Students from low-income families do not have the same opportunities to thrive during the summer months as compared to their peers from families that have more resources. As a result, low-income students are more likely to enter school in the fall unprepared for learning because they lost valuable skills they had mastered the previous year in school. This is known as the "summer slide." Studies have found that gaps of opportunity and achievement continue to grow between students over time.
Students attending Horizons discover:
- the JOY of learning
- the skills for SUCCESS
- the INSPIRATION to realize their dreams
- BETTER grades
- BETTER self-esteem
- BETTER opportunities for a promising future
Horizons is a nonprofit organization funded through foundation grants and people who care about children, education and our community. Donors that generously give $1,000 or more are designated to be a Horizons Hero. These special friends are the backbone of our organization. All levels of support, however, are appreciated and valued.
I support Horizons because . . . as an elementary school principal whose students are served by the Horizons program, I have witnessed the impact the program makes on students academically. I have also seen first-hand the excitement that the program brings to the children. Our students look forward to returning year after year.

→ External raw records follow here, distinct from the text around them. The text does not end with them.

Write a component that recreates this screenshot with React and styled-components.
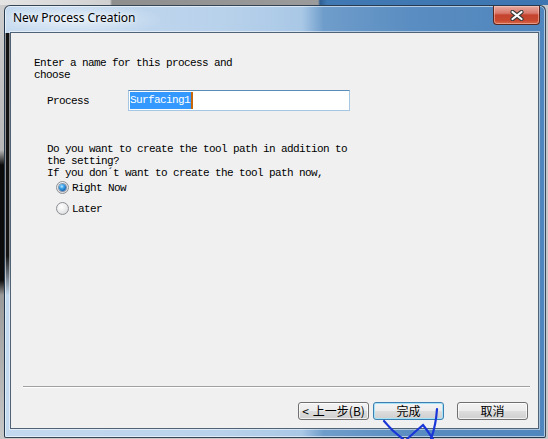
import React from "react";
import styled, { createGlobalStyle, css } from "styled-components";

const GlobalStyle = createGlobalStyle`
  html, body {
    margin: 0;
    padding: 0;
    width: 548px;
    height: 439px;
    overflow: hidden;
  }
`;

const Desktop = styled.div`
  position: relative;
  width: 548px;
  height: 439px;
  box-sizing: border-box;
  padding: 5px 0 0 4px;
  background:
    linear-gradient(90deg, #e4e4e4 0, #d0d0d0 110px, #8e8e8e 112px, #9b9b9b 318px, #2f5f92 320px, #3f78b2 327px, #3d76b0 100%) 0 0 / 100% 5px no-repeat,
    linear-gradient(#cfcfcf 0, #b8b8b8 150px, #0c0c0c 165px, #0c0c0c 280px, #9a9a9a 295px, #c8c8c8 100%) 0 0 / 4px 100% no-repeat,
    #c9c9c9;
`;

const Window = styled.div`
  width: 542px;
  height: 433px;
  box-sizing: border-box;
  display: flex;
  flex-direction: column;
  border: 1px solid rgba(30, 45, 60, 0.85);
  border-radius: 6px 6px 2px 2px;
  padding: 0 6px 8px 5px;
  box-shadow: inset 0 0 0 1px rgba(255, 255, 255, 0.55);
  background:
    linear-gradient(#121212, #151515 85%, rgba(20, 20, 20, 0)) 0 27px / 5px 262px no-repeat,
    radial-gradient(ellipse 90px 18px at 70px 14px, rgba(255, 255, 255, 0.55), rgba(255, 255, 255, 0)),
    linear-gradient(90deg, #c3d9ef 0%, #b9d2eb 40%, #a9c8e6 55%, #6f9dcb 59%, #5a8dc1 75%, #4f86bd 100%);
`;

const TitleBar = styled.div`
  height: 26px;
  display: flex;
  align-items: flex-start;
  justify-content: space-between;
`;

const Title = styled.div`
  padding: 3px 0 0 3px;
  font-family: "Noto Sans", "Open Sans", sans-serif;
  font-size: 12px;
  line-height: 18px;
  color: #000;
  text-shadow: 0 0 6px rgba(255, 255, 255, 0.9), 0 0 3px rgba(255, 255, 255, 0.8);
`;

const CloseButton = styled.div`
  width: 47px;
  height: 19px;
  margin-right: -1px;
  box-sizing: border-box;
  display: flex;
  align-items: center;
  justify-content: center;
  border: 1px solid #5a2620;
  border-top: none;
  border-radius: 0 0 4px 4px;
  background: linear-gradient(#e8a99e 0%, #d9786a 40%, #c4432e 50%, #c8482f 80%, #d86a4c 100%);
  box-shadow: inset 0 0 0 1px rgba(255, 220, 210, 0.45);
`;

const Client = styled.div`
  flex: 1;
  display: flex;
  flex-direction: column;
  background: #f0f0f0;
  border: 1px solid #4f6276;
  box-shadow: 0 0 0 1px rgba(255, 255, 255, 0.5);
  font-family: "Liberation Mono", "Noto Sans CJK SC", monospace;
  font-size: 11px;
  letter-spacing: -0.6px;
  line-height: 12px;
  color: #000;
`;

const Paragraph = styled.div`
  margin: ${({ $top }) => $top}px 0 0 ${({ $left }) => $left}px;
  white-space: pre;
`;

const FieldRow = styled.div`
  display: flex;
  align-items: center;
  margin: 9px 0 0 36px;
`;

const FieldLabel = styled.div`
  width: 81px;
`;

const TextBox = styled.div`
  width: 222px;
  height: 21px;
  box-sizing: border-box;
  display: flex;
  align-items: center;
  padding-left: 1px;
  background: #fff;
  border: 1px solid #a5c7e4;
  border-top-color: #5b8bb7;
`;

const Selection = styled.span`
  background: #3399ff;
  color: #fff;
  line-height: 17px;
  padding-right: 1px;
  border-right: 2px solid #c8670a;
`;

const RadioGroup = styled.div`
  display: flex;
  flex-direction: column;
  gap: 8px;
  margin: 2px 0 0 45px;
`;

const RadioRow = styled.label`
  display: flex;
  align-items: center;
  gap: 3px;
  height: 13px;
`;

const RadioCircle = styled.span`
  width: 13px;
  height: 13px;
  box-sizing: border-box;
  border-radius: 50%;
  border: 1px solid #8c8f94;
  background: radial-gradient(circle at 40% 35%, #ffffff 0%, #f0f0f0 40%, #cfd1d4 100%);
  display: flex;
  align-items: center;
  justify-content: center;

  ${({ $checked }) =>
    $checked &&
    css`
      &::after {
        content: "";
        width: 7px;
        height: 7px;
        border-radius: 50%;
        background: radial-gradient(circle at 40% 35%, #bfe8ff 0%, #3aa2e6 35%, #0e58a8 80%, #0a3f80 100%);
        box-shadow: 0 0 0 1px rgba(20, 60, 110, 0.5);
      }
    `}
`;

const Spacer = styled.div`
  flex: 1;
`;

const Separator = styled.div`
  margin: 0 8px 0 12px;
  height: 1px;
  background: #a0a0a0;
  border-bottom: 1px solid #ffffff;
`;

const ButtonBar = styled.div`
  display: flex;
  justify-content: flex-end;
  margin: 14px 10px 8px 0;
`;

const Button = styled.div`
  width: 71px;
  height: 18px;
  box-sizing: border-box;
  margin-left: ${({ $gap }) => $gap}px;
  display: flex;
  align-items: center;
  justify-content: center;
  gap: 4px;
  border-radius: 3px;
  border: 1px solid ${({ $focused }) => ($focused ? "#3c7fb1" : "#707070")};
  background: linear-gradient(#f3f3f3 0%, #ececec 48%, #dddddd 52%, #cfcfcf 100%);
  box-shadow: inset 0 0 0 1px ${({ $focused }) => ($focused ? "#a6e2f8" : "rgba(255,255,255,0.7)")};
  font-family: "Noto Sans CJK SC", "Liberation Sans", sans-serif;
  font-size: 12px;
  letter-spacing: 0;
  line-height: 14px;
  color: #000;
`;

const Scribble = styled.svg`
  position: absolute;
  left: 0;
  top: 0;
  pointer-events: none;
`;

const CloseGlyph = () => (
  <svg width="14" height="11" viewBox="0 0 14 11">
    <path d="M2.5 2 L11.5 9 M11.5 2 L2.5 9" stroke="#3b3b3b" strokeWidth="4.2" strokeLinecap="round" />
    <path d="M2.5 2 L11.5 9 M11.5 2 L2.5 9" stroke="#ffffff" strokeWidth="2.2" strokeLinecap="round" />
  </svg>
);

const Radio = ({ checked, label }) => (
  <RadioRow>
    <RadioCircle $checked={checked} />
    <span>{label}</span>
  </RadioRow>
);

const App = () => (
  <>
    <GlobalStyle />
    <Desktop>
      <Window>
        <TitleBar>
          <Title>New Process Creation</Title>
          <CloseButton>
            <CloseGlyph />
          </CloseButton>
        </TitleBar>
        <Client>
          <Paragraph $top={24} $left={23}>{"Enter a name for this process and\nchoose"}</Paragraph>
          <FieldRow>
            <FieldLabel>Process</FieldLabel>
            <TextBox>
              <Selection>Surfacing1</Selection>
            </TextBox>
          </FieldRow>
          <Paragraph $top={32} $left={36}>
            {"Do you want to create the tool path in addition to\nthe setting?\nIf you don\u00b4t want to create the tool path now,"}
          </Paragraph>
          <RadioGroup>
            <Radio checked label="Right Now" />
            <Radio label="Later" />
          </RadioGroup>
          <Spacer />
          <Separator />
          <ButtonBar>
            <Button $gap={0}>
              <span>&lt;</span>
              <span>上一步(B)</span>
            </Button>
            <Button $gap={4} $focused>完成</Button>
            <Button $gap={13}>取消</Button>
          </ButtonBar>
        </Client>
      </Window>
      <Scribble width="548" height="439" viewBox="0 0 548 439">
        <path
          d="M384 421 Q392 431 403 439 M407 439 Q416 431 423 425 Q427 430 433 439 M431 439 Q436 425 437 409"
          fill="none"
          stroke="#1a36d8"
          strokeWidth="2.2"
          strokeLinecap="round"
        />
      </Scribble>
    </Desktop>
  </>
);

export default App;
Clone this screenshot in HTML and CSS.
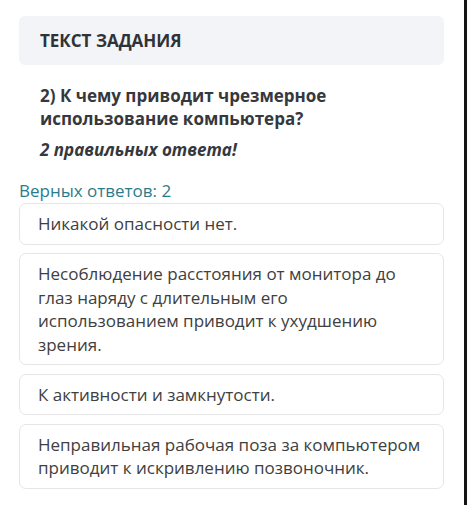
FILE: index.html
```html
<!DOCTYPE html>
<html>
<head>
<meta charset="utf-8"/>
<link rel="stylesheet" href="styles.css">
<title>Текст задания</title>
</head>
<body>
<div class="page">
  <div class="content">
    <div class="task-head">ТЕКСТ ЗАДАНИЯ</div>
    <div class="question">
      <p class="question-text">2) К чему приводит чрезмерное использование компьютера?</p>
      <p class="question-note">2 правильных ответа!</p>
    </div>
    <div class="answers-count">Верных ответов: 2</div>
    <div class="answers">
      <div class="answer">Никакой опасности нет.</div>
      <div class="answer">Несоблюдение расстояния от монитора до глаз наряду с длительным его использованием приводит к ухудшению зрения.</div>
      <div class="answer">К активности и замкнутости.</div>
      <div class="answer">Неправильная рабочая поза за компьютером приводит к искривлению позвоночник.</div>
    </div>
  </div>
  <div class="scrollbar"></div>
</div>
</body>
</html>
```

FILE: styles.css
```css
html, body {
  margin: 0;
  padding: 0;
  background: #ffffff;
}

body {
  font-family: "Open Sans", "Noto Sans", sans-serif;
  color: #333333;
}

.page {
  display: flex;
  height: 505px;
}

.content {
  flex: 1;
  padding: 16px 0 0 19px;
}

.scrollbar {
  width: 3px;
  background: #141414;
}

.task-head {
  width: 425px;
  box-sizing: border-box;
  background: #f3f4f7;
  border-radius: 6px;
  padding: 13px 21px;
  font-size: 17px;
  font-weight: 700;
  line-height: 23px;
  color: #2f3237;
}

.question {
  padding: 19px 21px 0 21px;
}

.question-text {
  margin: 0;
  width: 330px;
  font-size: 17px;
  font-weight: 700;
  line-height: 23px;
  color: #35383d;
}

.question-note {
  margin: 8px 0 0 0;
  font-size: 17px;
  font-weight: 700;
  font-style: italic;
  line-height: 23px;
  color: #35383d;
}

.answers-count {
  margin-top: 18px;
  font-size: 17px;
  line-height: 23px;
  color: #2b7c8a;
}

.answers {
  width: 425px;
  display: flex;
  flex-direction: column;
  gap: 8.5px;
  margin-top: 1px;
}

.answer {
  border: 1px solid #e6e6e6;
  border-radius: 7px;
  padding: 8px 18px;
  font-size: 17px;
  line-height: 23.5px;
  color: #404040;
}
```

I support Horizons because . . . it is an amazing organization that gives underprivileged students the opportunity to attend a summer enrichment program. The program is academic as well as fun, and it greatly improves the negative effects of “summer slide” (going backwards during the summer from what they have learned during the school year). Horizon’s does WONDERFUL THINGS for the youth in our area!
I support Horizons because . . . I am passionate about education, and believe wholeheartedly that it is one of the most important keys to creating a better world. With education comes empowerment, and when people are empowered they have options. I support Horizons because I would like to see all children have access to this “key.”

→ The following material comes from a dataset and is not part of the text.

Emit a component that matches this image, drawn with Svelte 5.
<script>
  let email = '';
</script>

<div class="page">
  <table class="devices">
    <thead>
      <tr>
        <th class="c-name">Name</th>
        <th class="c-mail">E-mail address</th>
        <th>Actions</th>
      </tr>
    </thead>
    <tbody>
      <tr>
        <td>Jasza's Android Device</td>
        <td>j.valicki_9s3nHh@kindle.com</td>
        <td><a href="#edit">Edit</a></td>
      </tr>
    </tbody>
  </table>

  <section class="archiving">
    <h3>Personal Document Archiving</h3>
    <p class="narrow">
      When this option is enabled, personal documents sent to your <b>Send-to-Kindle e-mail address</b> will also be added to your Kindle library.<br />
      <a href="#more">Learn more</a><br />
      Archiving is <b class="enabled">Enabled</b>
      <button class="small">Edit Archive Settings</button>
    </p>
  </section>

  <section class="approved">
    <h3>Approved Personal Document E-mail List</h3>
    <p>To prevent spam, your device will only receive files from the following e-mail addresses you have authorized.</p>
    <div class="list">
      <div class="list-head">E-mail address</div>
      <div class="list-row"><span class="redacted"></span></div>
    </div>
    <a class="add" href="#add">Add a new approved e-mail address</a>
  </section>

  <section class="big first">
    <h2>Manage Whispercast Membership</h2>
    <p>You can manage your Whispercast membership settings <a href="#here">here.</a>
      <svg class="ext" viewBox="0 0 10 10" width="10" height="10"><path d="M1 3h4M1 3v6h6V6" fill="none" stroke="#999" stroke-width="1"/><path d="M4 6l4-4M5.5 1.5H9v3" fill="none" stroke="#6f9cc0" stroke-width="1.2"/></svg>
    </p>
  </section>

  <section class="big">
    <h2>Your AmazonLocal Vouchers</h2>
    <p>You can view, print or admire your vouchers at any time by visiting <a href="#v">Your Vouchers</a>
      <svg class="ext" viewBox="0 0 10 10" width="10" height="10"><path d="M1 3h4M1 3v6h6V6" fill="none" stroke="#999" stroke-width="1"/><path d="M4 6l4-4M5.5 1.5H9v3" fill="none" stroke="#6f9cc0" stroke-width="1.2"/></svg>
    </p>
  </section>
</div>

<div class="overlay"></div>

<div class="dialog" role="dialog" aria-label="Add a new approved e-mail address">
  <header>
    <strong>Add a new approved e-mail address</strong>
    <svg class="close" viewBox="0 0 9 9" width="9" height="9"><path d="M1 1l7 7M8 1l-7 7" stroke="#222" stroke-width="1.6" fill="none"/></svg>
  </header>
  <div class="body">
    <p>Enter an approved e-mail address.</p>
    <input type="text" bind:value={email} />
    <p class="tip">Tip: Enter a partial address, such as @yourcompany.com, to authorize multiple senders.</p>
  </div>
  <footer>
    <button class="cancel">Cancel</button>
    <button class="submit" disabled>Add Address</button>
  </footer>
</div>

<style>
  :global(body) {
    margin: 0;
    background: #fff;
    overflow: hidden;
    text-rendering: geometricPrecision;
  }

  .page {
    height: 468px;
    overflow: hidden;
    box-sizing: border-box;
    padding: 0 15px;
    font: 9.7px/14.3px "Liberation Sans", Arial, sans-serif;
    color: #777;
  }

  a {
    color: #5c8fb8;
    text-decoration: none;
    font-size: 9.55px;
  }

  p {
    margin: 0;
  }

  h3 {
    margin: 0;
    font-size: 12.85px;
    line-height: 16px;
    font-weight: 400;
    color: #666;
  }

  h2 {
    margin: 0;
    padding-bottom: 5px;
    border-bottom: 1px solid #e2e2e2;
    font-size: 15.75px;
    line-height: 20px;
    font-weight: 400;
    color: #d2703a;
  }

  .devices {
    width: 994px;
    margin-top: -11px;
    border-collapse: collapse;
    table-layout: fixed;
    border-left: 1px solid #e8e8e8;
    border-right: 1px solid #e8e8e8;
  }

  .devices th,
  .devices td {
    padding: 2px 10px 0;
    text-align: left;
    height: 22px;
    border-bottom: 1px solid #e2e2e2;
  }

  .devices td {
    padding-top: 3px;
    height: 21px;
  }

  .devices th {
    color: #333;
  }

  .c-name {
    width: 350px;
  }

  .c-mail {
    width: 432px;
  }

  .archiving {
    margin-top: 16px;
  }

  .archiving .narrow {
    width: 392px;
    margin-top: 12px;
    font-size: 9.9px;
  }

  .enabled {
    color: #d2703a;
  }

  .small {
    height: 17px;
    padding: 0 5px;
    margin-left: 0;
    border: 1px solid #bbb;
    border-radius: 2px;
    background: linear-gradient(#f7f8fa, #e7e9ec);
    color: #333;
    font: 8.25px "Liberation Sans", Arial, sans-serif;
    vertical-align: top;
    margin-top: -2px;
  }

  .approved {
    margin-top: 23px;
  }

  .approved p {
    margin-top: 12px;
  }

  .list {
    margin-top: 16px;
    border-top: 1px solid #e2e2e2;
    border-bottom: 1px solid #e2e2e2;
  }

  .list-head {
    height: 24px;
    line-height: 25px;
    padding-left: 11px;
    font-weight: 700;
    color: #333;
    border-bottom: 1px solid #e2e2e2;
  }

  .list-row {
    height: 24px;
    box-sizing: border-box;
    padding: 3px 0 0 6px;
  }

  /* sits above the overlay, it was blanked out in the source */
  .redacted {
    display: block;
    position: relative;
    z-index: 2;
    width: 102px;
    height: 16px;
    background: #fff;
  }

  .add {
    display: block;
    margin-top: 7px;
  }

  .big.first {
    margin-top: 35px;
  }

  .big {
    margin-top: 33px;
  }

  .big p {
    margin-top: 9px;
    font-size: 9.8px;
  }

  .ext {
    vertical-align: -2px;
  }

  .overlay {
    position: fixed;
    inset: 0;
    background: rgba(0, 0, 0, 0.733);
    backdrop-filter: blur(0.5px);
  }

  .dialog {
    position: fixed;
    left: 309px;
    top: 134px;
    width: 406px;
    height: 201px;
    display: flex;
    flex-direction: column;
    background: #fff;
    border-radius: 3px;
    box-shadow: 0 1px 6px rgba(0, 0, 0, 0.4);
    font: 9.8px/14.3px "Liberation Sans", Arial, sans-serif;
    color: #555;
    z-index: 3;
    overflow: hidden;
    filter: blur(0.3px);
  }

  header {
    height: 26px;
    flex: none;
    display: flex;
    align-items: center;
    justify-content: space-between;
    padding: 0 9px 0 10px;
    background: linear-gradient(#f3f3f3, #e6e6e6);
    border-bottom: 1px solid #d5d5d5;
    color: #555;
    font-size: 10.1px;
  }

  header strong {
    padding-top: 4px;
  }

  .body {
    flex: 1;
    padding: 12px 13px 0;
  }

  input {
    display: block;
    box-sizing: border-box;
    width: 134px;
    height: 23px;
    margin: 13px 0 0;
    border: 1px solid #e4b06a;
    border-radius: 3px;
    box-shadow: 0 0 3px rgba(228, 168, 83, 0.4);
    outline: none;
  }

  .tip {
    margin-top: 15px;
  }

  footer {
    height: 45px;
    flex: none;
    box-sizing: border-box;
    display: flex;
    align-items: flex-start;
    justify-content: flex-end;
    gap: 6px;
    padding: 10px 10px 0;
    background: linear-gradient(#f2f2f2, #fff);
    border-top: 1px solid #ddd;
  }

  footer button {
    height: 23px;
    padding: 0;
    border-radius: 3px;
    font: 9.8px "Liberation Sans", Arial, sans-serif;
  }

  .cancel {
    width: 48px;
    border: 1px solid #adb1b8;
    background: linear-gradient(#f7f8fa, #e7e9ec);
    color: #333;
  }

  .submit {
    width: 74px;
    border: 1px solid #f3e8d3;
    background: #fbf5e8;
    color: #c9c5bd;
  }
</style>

My children were a part of Horizons for 10 years. I sent four children throughout that time frame. I can't even begin to list all of the benefits we have received from being a part of this program. For example, all of my children are very strong swimmers, and one of my sons went on to become a certified lifeguard. None of my children suffered from the usual summer slump that many kids have when they stay home the whole summer, and two of my children went on to be teachers aids for the program after they had aged out. We also have a strong relationship with a wonderful mentor that was introduced to us through Horizons who has continued to help all of my children over the years. They say it takes a village to raise a child and I truly feel like the amazing people we have worked with in the Horizons program are a part of my village and have made my children stronger than I ever could have done alone.
"Special" does not even begin to cover how amazing the Horizons program is. I am so grateful to be a part of a team that works together to provide kids with a safe, fun-filled, learning adventure over the summer. This program has enabled the best of the best to influence our communities in a way unlike any other. Our students are never just sitting in a classroom trying to prevent the summer slide. They are investigating, exploring, practicing, and GROWING. They are provided with a structured and safe learning environment where they can further develop in ways a typical summer camp would never be able to compare.

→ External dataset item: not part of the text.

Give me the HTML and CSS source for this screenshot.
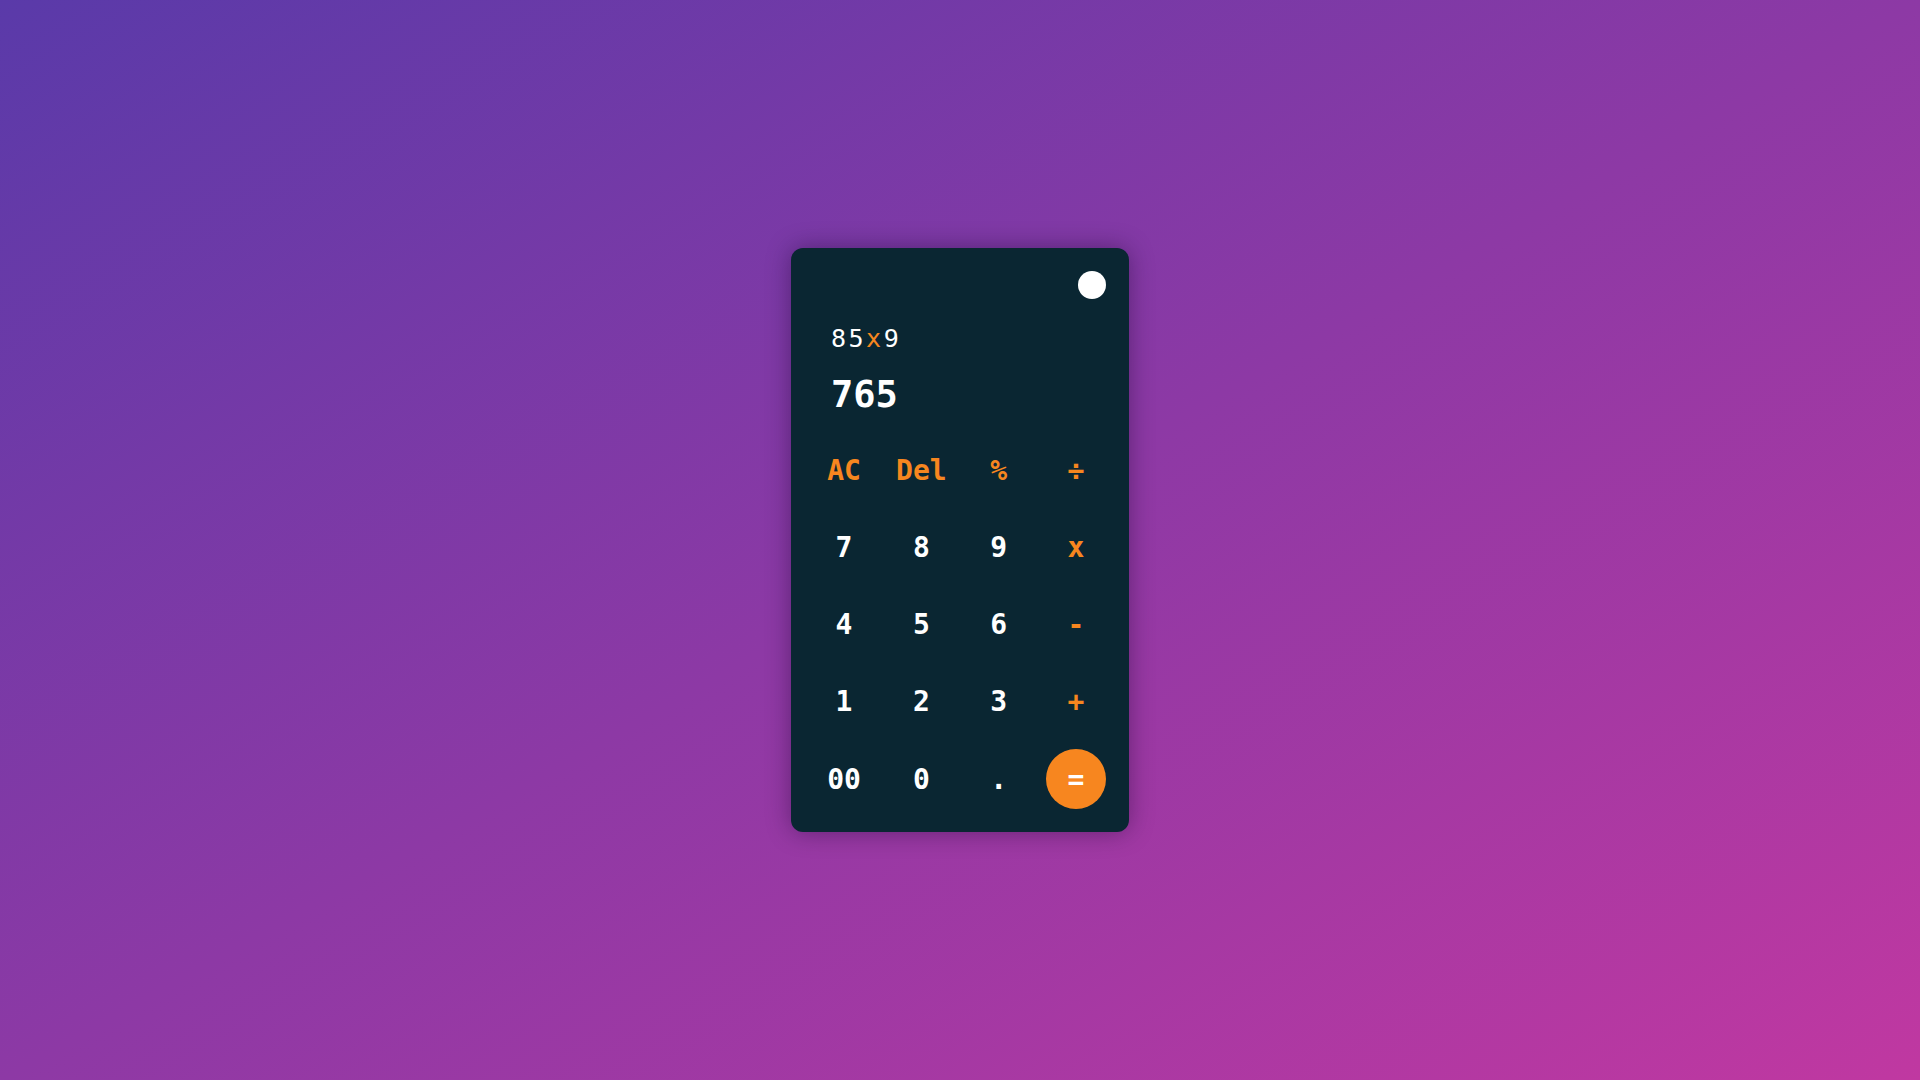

Kent School is grateful to host the transformational Horizons program on our campus in the summer. I personally enjoy reading aloud each week in the classrooms, so that I have a chance to get to know the students and faculty. Teachers in the Horizons program are truly inspirational, and I love seeing the joy-filled classrooms alive with the voices and energy of engaged students. Join me in supporting Horizons.
Horizons of Kent and Queen Anne’s was inspired by research conducted by Johns Hopkins sociology Professor Karl Alexander and his colleagues that found that “summer slide” is the academic loss that occurs when low income children are out of school, watching TV or wandering the streets.
Professor Alexander’s research indicates that during the school year, lower income children’s skills improve at about the same rate as upper income children’s. During the summer, lower income children do not improve, while upper income children’s skills continue to improve. The summer learning shortfall over the elementary grades experienced by low income children has consequences that reverberate all throughout children’s schooling, into high school and beyond.
Can summer programs help with a disadvantaged population? According to Professor Alexander, “We need to provide [these] children with strategically planned, structured summer experiences, and that’s especially true for those who don’t have access to enriching, home-based learning. Summer programs can be an important part of that strategy by providing a variety of experiences that challenge children, develop their talents, keep them engaged, and expand their horizons.”